A Visionary BÉguine.

Mechthild of Magdeburg was a German spiritual writer as well as a great mystic of the thirteenth century. She came from a noble Saxon family but rejected her heritage for an existence of simplicity and prayer. Mechthild joined a Béguine community at Magdeburg, devoting herself to a life filled with penance and humility. Like another of the great Béguine mystics, Hadewijch of Antwerp, she saw herself as a vessel of divine inspiration. Mechthild believed she had received the ability to speak, as inspired by God, directly from her visions of ecstasy, led by a charismatic spirit. One of her common themes was the notion that from weakness comes strength. Like other Béguines, she saw that a life lived in imitation of Christ was something open to all Christians, not just clerics and individuals in orders. Her prophetic calling was viewed as a transcendent communion with the love of God.
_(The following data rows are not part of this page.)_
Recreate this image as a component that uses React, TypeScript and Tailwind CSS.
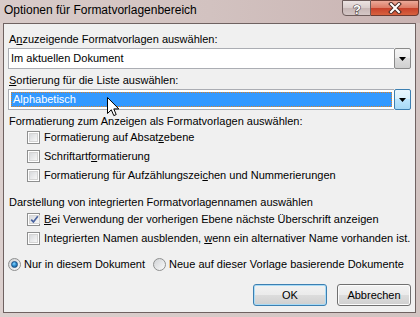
function Arrow() {
  return (
    <svg width="7" height="4" viewBox="0 0 7 4">
      <path d="M0 0 H7 L3.5 4 Z" fill="#000" />
    </svg>
  );
}

function Check({ checked, label }: { checked?: boolean; label: React.ReactNode }) {
  return (
    <div className="flex items-center h-[19px] pl-[19px] gap-[4px]">
      <span className="w-[13px] h-[13px] border border-[#8e8f8f] bg-white p-px flex">
        <span className="flex-1 border border-[#d4d4d4] bg-gradient-to-br from-[#d8dadd] to-[#f7f7f7] flex items-center justify-center">
          {checked && (
            <svg width="9" height="9" viewBox="0 0 9 9">
              <path d="M1.2 4.6 L3.4 6.9 L7.8 1.2" fill="none" stroke="#4a64a0" strokeWidth="1.7" />
            </svg>
          )}
        </span>
      </span>
      <span>{label}</span>
    </div>
  );
}

function Radio({ checked, label }: { checked?: boolean; label: string }) {
  return (
    <div className="flex items-center gap-[3px]">
      <span className="w-[13px] h-[13px] rounded-full border border-[#8e8f8f] bg-gradient-to-br from-[#d0d2d5] to-[#fafafa] flex items-center justify-center">
        {checked && (
          <span className="w-[7px] h-[7px] rounded-full bg-[radial-gradient(circle_at_40%_35%,#8fd6ff_0%,#2d8fd0_45%,#134d7e_100%)] border border-[#1b4f86]" />
        )}
      </span>
      <span>{label}</span>
    </div>
  );
}

function Button({ label, isDefault }: { label: string; isDefault?: boolean }) {
  return (
    <div
      className={
        "w-[74px] h-full rounded-[3px] border flex items-center justify-center bg-[linear-gradient(#f2f2f2_0%,#ebebeb_50%,#dddddd_50%,#cfcfcf_100%)] " +
        (isDefault ? "border-[#3c7fb1] shadow-[inset_0_0_0_1px_#a9dbf6]" : "border-[#707070] shadow-[inset_0_0_0_1px_#fcfcfc]")
      }
    >
      {label}
    </div>
  );
}

export default function App() {
  return (
    <div className="relative w-[420px] h-[317px] overflow-hidden flex flex-col bg-gradient-to-r from-[#dcd0ce] to-[#d2c3c1] font-['Liberation_Sans',Arial,sans-serif] text-[11px] text-black">
      <div className="h-[23px] flex items-start bg-gradient-to-r from-[#d8cbc9] via-[#d2c2c0] to-[#c9b3b2]">
        <span className="pl-[4px] pt-[2px] text-[12px] leading-[16px]">Optionen für Formatvorlagenbereich</span>
        <div className="ml-auto mr-px flex h-[16px]">
          <div className="w-[29px] h-full border border-[#6d5c5b] rounded-bl-[4px] bg-[linear-gradient(#ece3e2_0%,#d9cdcc_50%,#c6b6b5_50%,#d4c6c5_100%)] flex items-center justify-center">
            <svg width="12" height="13" viewBox="0 0 12 13">
              <text x="6" y="11.5" textAnchor="middle" fontSize="13" fontWeight="bold" fontFamily="Liberation Sans" fill="#fff" stroke="#4a4040" strokeWidth="1.2" paintOrder="stroke">?</text>
            </svg>
          </div>
          <div className="w-[48px] h-full border border-l-0 border-[#6d3a30] rounded-br-[4px] bg-[linear-gradient(#eba999_0%,#dc7a64_50%,#c6402a_50%,#d8623f_100%)] flex items-center justify-center">
            <svg width="14" height="12" viewBox="0 0 14 12">
              <path d="M3 2 L11 10 M11 2 L3 10" stroke="#4b2a24" strokeWidth="4" strokeLinecap="square" />
              <path d="M3 2 L11 10 M11 2 L3 10" stroke="#fff" strokeWidth="2" strokeLinecap="square" />
            </svg>
          </div>
        </div>
      </div>

      <div className="flex-1 ml-[3px] mr-[4px] mb-[4px] border border-[#6f6261] bg-[#f0f0f0] flex flex-col px-[4px]">
        <div className="mt-[8px] h-[14px] leading-[14px] pl-px">
          A<u>n</u>zuzeigende Formatvorlagen auswählen:
        </div>
        <div className="mt-[2px] h-[21px] flex">
          <div className="flex-1 border-y border-l border-[#abadb3] bg-white pl-[2px] flex items-center">Im aktuellen Dokument</div>
          <div className="w-[17px] border border-[#8a8a8a] rounded-[2px] bg-[linear-gradient(#f4f4f4_0%,#ebebeb_50%,#dddddd_50%,#cfcfcf_100%)] flex items-center justify-center">
            <Arrow />
          </div>
        </div>

        <div className="mt-[4px] h-[14px] leading-[14px] pl-px">
          <u>S</u>ortierung für die Liste auswählen:
        </div>
        <div className="mt-[2px] h-[21px] flex">
          <div className="flex-1 border-y border-l border-[#abadb3] bg-white p-[2px] flex">
            <div className="flex-1 bg-[#3399ff] border border-dotted border-[#d9822b] text-white flex items-center pl-px">Alphabetisch</div>
          </div>
          <div className="w-[17px] border border-[#3c7fb1] rounded-[2px] bg-[linear-gradient(#eaf6fd_0%,#d9f0fc_50%,#bee6fd_50%,#a7d9f5_100%)] flex items-center justify-center">
            <Arrow />
          </div>
        </div>

        <div className="mt-[5px] h-[13px] leading-[13px] pl-px">Formatierung zum Anzeigen als Formatvorlagen auswählen:</div>
        <Check label={<>Formatierung auf Absat<u>z</u>ebene</>} />
        <Check label={<>Schriftartf<u>o</u>rmatierung</>} />
        <Check label={<>Formatierung für Aufzählungszei<u>c</u>hen und Nummerierungen</>} />

        <div className="mt-[10px] h-[14px] leading-[14px] pl-px">Darstellung von integrierten Formatvorlagennamen auswählen</div>
        <div className="mt-px" />
        <Check checked label={<><u>B</u>ei Verwendung der vorherigen Ebene nächste Überschrift anzeigen</>} />
        <Check label={<>Integrierten Namen ausblenden, <u>w</u>enn ein alternativer Name vorhanden ist.</>} />

        <div className="mt-[7px] h-[19px] flex items-center gap-[8px]">
          <Radio checked label="Nur in diesem Dokument" />
          <Radio label="Neue auf dieser Vorlage basierende Dokumente" />
        </div>

        <div className="mt-[10px] h-[22px] flex justify-end gap-[10px]">
          <Button label="OK" isDefault />
          <Button label="Abbrechen" />
        </div>
      </div>

      <svg className="absolute left-[107px] top-[97px]" width="13" height="20" viewBox="0 0 13 20">
        <path d="M0.5 0.5 L0.5 16.5 L4.3 12.8 L6.8 18.6 L9.2 17.6 L6.8 11.9 L11.8 11.9 Z" fill="#fff" stroke="#000" strokeWidth="1" strokeLinejoin="miter" />
      </svg>
    </div>
  );
}
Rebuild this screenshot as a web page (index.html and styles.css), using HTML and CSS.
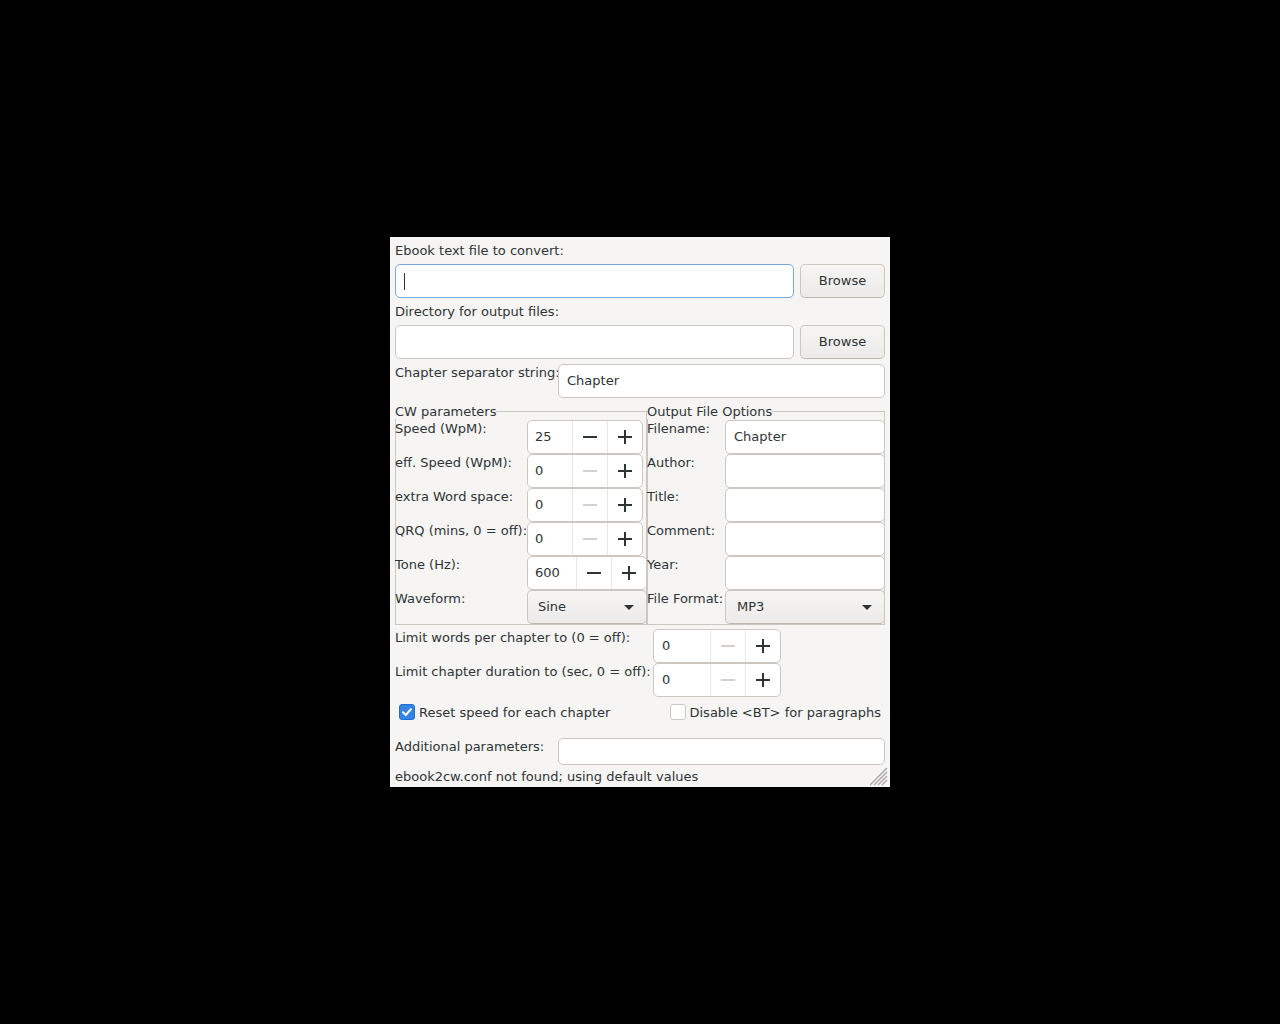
FILE: index.html
```html
<!DOCTYPE html>
<html>
<head>
<meta charset="utf-8">
<link rel="stylesheet" href="styles.css">
</head>
<body>
<div class="window">
  <div class="top-label">Ebook text file to convert:</div>
  <div class="file-row">
    <div class="entry focus"><span class="caret"></span></div>
    <div class="btn">Browse</div>
  </div>
  <div class="top-label">Directory for output files:</div>
  <div class="file-row">
    <div class="entry"></div>
    <div class="btn">Browse</div>
  </div>
  <div class="chapter-row">
    <span class="lbl">Chapter separator string:</span>
    <div class="entry">Chapter</div>
  </div>

  <div class="frames">
    <fieldset class="frame cw">
      <legend>CW parameters</legend>
      <div class="cw-grid">
        <span class="lbl in">Speed (WpM):</span>
        <div class="spin"><span class="val">25</span><span class="sb"><i class="minus"></i></span><span class="sb"><i class="plus"></i></span></div>
        <span class="lbl in">eff. Speed (WpM):</span>
        <div class="spin"><span class="val">0</span><span class="sb off"><i class="minus"></i></span><span class="sb"><i class="plus"></i></span></div>
        <span class="lbl in">extra Word space:</span>
        <div class="spin"><span class="val">0</span><span class="sb off"><i class="minus"></i></span><span class="sb"><i class="plus"></i></span></div>
        <span class="lbl in">QRQ (mins, 0 = off):</span>
        <div class="spin"><span class="val">0</span><span class="sb off"><i class="minus"></i></span><span class="sb"><i class="plus"></i></span></div>
        <span class="lbl in">Tone (Hz):</span>
        <div class="spin wide"><span class="val">600</span><span class="sb"><i class="minus"></i></span><span class="sb"><i class="plus"></i></span></div>
        <span class="lbl in">Waveform:</span>
        <div class="combo"><span>Sine</span><i class="arrow"></i></div>
      </div>
    </fieldset>
    <fieldset class="frame out">
      <legend>Output File Options</legend>
      <div class="out-grid">
        <span class="lbl in">Filename:</span>
        <div class="entry">Chapter</div>
        <span class="lbl in">Author:</span>
        <div class="entry"></div>
        <span class="lbl in">Title:</span>
        <div class="entry"></div>
        <span class="lbl in">Comment:</span>
        <div class="entry"></div>
        <span class="lbl in">Year:</span>
        <div class="entry"></div>
        <span class="lbl in">File Format:</span>
        <div class="combo fmt"><span>MP3</span><i class="arrow"></i></div>
      </div>
    </fieldset>
  </div>

  <div class="limit-grid">
    <span class="lbl">Limit words per chapter to (0 = off):</span>
    <div class="spin limit"><span class="val">0</span><span class="sb off"><i class="minus"></i></span><span class="sb"><i class="plus"></i></span></div>
    <span class="lbl">Limit chapter duration to (sec, 0 = off):</span>
    <div class="spin limit"><span class="val">0</span><span class="sb off"><i class="minus"></i></span><span class="sb"><i class="plus"></i></span></div>
  </div>

  <div class="check-row">
    <label class="check"><span class="box checked"><svg width="16" height="16" viewBox="0 0 16 16"><path d="M4 8.3 L6.8 11 L12 5.2" fill="none" stroke="#fff" stroke-width="2" stroke-linecap="round" stroke-linejoin="round"/></svg></span>Reset speed for each chapter</label>
    <label class="check"><span class="box"></span>Disable &lt;BT&gt; for paragraphs</label>
  </div>

  <div class="add-row">
    <span class="lbl">Additional parameters:</span>
    <div class="entry short"></div>
  </div>

  <div class="status">ebook2cw.conf not found; using default values</div>

  <svg class="grip" width="20" height="20" viewBox="0 0 20 20">
    <g stroke="#a7a4a1" stroke-width="1.2">
      <line x1="2" y1="19" x2="19" y2="2"/>
      <line x1="6" y1="19" x2="19" y2="6"/>
      <line x1="10" y1="19" x2="19" y2="10"/>
      <line x1="14" y1="19" x2="19" y2="14"/>
    </g>
  </svg>
</div>
</body>
</html>
```

FILE: styles.css
```css
html, body {
  margin: 0;
  padding: 0;
}
body {
  width: 1280px;
  height: 1024px;
  background: #000;
  position: relative;
  font-family: "DejaVu Sans", sans-serif;
  font-size: 13px;
  color: #2e3436;
}
.window {
  position: absolute;
  left: 390px;
  top: 237px;
  width: 500px;
  height: 550px;
  box-sizing: border-box;
  padding: 0 5px;
  background: #f6f5f4;
}
.top-label {
  height: 27px;
  line-height: 27px;
}
.lbl {
  line-height: 16px;
  padding-top: 1px;
  white-space: nowrap;
}
.lbl.in {
  margin-left: -1px;
}
.entry {
  box-sizing: border-box;
  height: 34px;
  border: 1px solid #cdc7c2;
  border-radius: 5px;
  background: #fff;
  padding: 0 8px 1px;
  display: flex;
  align-items: center;
  white-space: nowrap;
}
.entry.focus {
  border-color: #7ba7df;
  padding-bottom: 0;
}
.caret {
  width: 1px;
  height: 17px;
  background: #2e3436;
}
.file-row {
  display: grid;
  grid-template-columns: 399px 85px;
  column-gap: 6px;
}
.btn {
  box-sizing: border-box;
  height: 34px;
  padding-bottom: 1px;
  border: 1px solid #cdc7c2;
  border-bottom-color: #bfb8b1;
  border-radius: 5px;
  background: linear-gradient(#f6f5f4, #edebe9);
  display: flex;
  align-items: center;
  justify-content: center;
}
.chapter-row {
  margin-top: 5px;
  display: grid;
  grid-template-columns: 163px 327px;
}
.frames {
  margin-top: 6px;
  display: flex;
}
.frame {
  margin: 0;
  padding: 1px 0 0 0;
  border: 1px solid #cdc7c2;
  min-width: 0;
  box-sizing: border-box;
}
.frame legend {
  padding: 0;
  margin-left: -1px;
  line-height: 15px;
}
.frame.cw {
  width: 252px;
}
.frame.out {
  width: 238px;
}
.cw-grid {
  display: grid;
  grid-template-columns: 131px 120px;
  grid-auto-rows: 34px;
}
.out-grid {
  display: grid;
  grid-template-columns: 77px 160px;
  grid-auto-rows: 34px;
}
.spin {
  box-sizing: border-box;
  display: flex;
  width: 116px;
  height: 34px;
  border: 1px solid #cdc7c2;
  border-radius: 5px;
  background: #fff;
}
.spin .val {
  width: 44px;
  box-sizing: border-box;
  padding: 0 0 1px 7px;
  display: flex;
  align-items: center;
}
.spin.wide {
  width: 120px;
}
.spin.wide .val {
  width: 48px;
}
.spin.limit {
  width: 128px;
}
.spin.limit .val {
  width: 56px;
  padding-left: 8px;
}
.sb {
  box-sizing: border-box;
  width: 35px;
  border-left: 1px solid #e9e6e3;
  display: flex;
  align-items: center;
  justify-content: center;
  color: #2e3436;
}
.sb.off {
  color: #d3cfcc;
}
.minus {
  display: block;
  width: 14px;
  height: 2px;
  background: currentColor;
}
.plus {
  display: block;
  position: relative;
  width: 14px;
  height: 14px;
}
.plus::before,
.plus::after {
  content: "";
  position: absolute;
  background: currentColor;
}
.plus::before {
  left: 0;
  top: 6px;
  width: 14px;
  height: 2px;
}
.plus::after {
  left: 6px;
  top: 0;
  width: 2px;
  height: 14px;
}
.combo {
  box-sizing: border-box;
  height: 34px;
  width: 120px;
  border: 1px solid #cdc7c2;
  border-bottom-color: #bfb8b1;
  border-radius: 5px;
  background: linear-gradient(#f6f5f4, #edebe9);
  display: flex;
  align-items: center;
  justify-content: space-between;
  padding: 0 12px 1px 10px;
}
.combo.fmt {
  width: 160px;
  padding-left: 11px;
}
.arrow {
  display: block;
  width: 0;
  height: 0;
  margin-top: 1px;
  border-left: 5px solid transparent;
  border-right: 5px solid transparent;
  border-top: 5px solid #2e3436;
}
.limit-grid {
  margin-top: 4px;
  display: grid;
  grid-template-columns: 258px 128px;
  grid-auto-rows: 34px;
}
.check-row {
  height: 30px;
  margin-bottom: 11px;
  padding: 0 4px;
  display: flex;
  align-items: center;
  justify-content: space-between;
}
.check {
  display: flex;
  align-items: center;
  white-space: nowrap;
}
.box {
  box-sizing: border-box;
  width: 16px;
  height: 16px;
  margin-right: 4px;
  border: 1px solid #cdc7c2;
  border-radius: 3px;
  background: #fff;
  display: flex;
}
.box svg {
  margin: -1px;
}
.box.checked {
  background: #3584e4;
  border-color: #1f70d4;
}
.add-row {
  display: grid;
  grid-template-columns: 163px 327px;
}
.entry.short {
  height: 27px;
}
.status {
  line-height: 22px;
  padding-top: 1px;
  height: 21px;
  white-space: nowrap;
}
.grip {
  position: absolute;
  right: 2px;
  bottom: 1px;
}
```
A Threat to Church Authority.

Like the Cistercian abbot Bernard of Clairvaux, Mechthild employed the image of bride and bridegroom from the Old Testament Song of Songs to convey her spiritual union. Because of her association with the secular world, it was also permissible for her to use the language of courtly love in her writings. Between 1250 and 1269 she produced a book about her visions entitled Das Fliessende Licht der Gottheit (Outflowing Light of the Godhead). The work was written in bold poetic style and became quite influential on subsequent German medieval mystics. Mechthild, like Marie d'Oignies, was not afraid to point out the prevalent immoral activity of the clerics that she saw around her. She drew great criticism from the male-dominated church, both for her freedom of expression and for her claims to receive direct divine communication. The period in which the Béguines operated was clearly a time when clerics were threatened by the profound piety of holy secular women, particularly when they admitted to having mystical experiences or direct illuminations. Not only did they undermine the authority of the hierarchy, but also it was felt that their lack of formal theological training might lead them into some type of heresy. The anti-mendicant Parisian master William of Saint-Amour once wrote that the laity stood in constant need of perfection through the ministry of the clergy. Since the Béguines were not under the authority of a religious order or secular clerics, the direction of their spiritual leadership and influence was seen as unregulated, uninformed, and unprofessional. Eventually, as with many other outspoken Béguines of the thirteenth and fourteenth centuries, Mechthild was pressured into retreating to a convent. At the age of 62, she entered the Cistercian house at Helfta, where she continued writing and added one more volume to her work.

sources

Marie Conn, Noble Daughters (Westport, Conn.: Greenwood Press, 2000).

Bernard McGinn, ed., Meister Eckhart and the Béguine Mystics: Hadewijch of Brabant, Mechtild of Magdeburg, Marguerite Porete (New York: Continuum, 1994).

Saskia Murk-Jansen, Brides in the Desert: Spirituality of the Béguines (Maryknoll, N.Y.: Orbis Books, 1998).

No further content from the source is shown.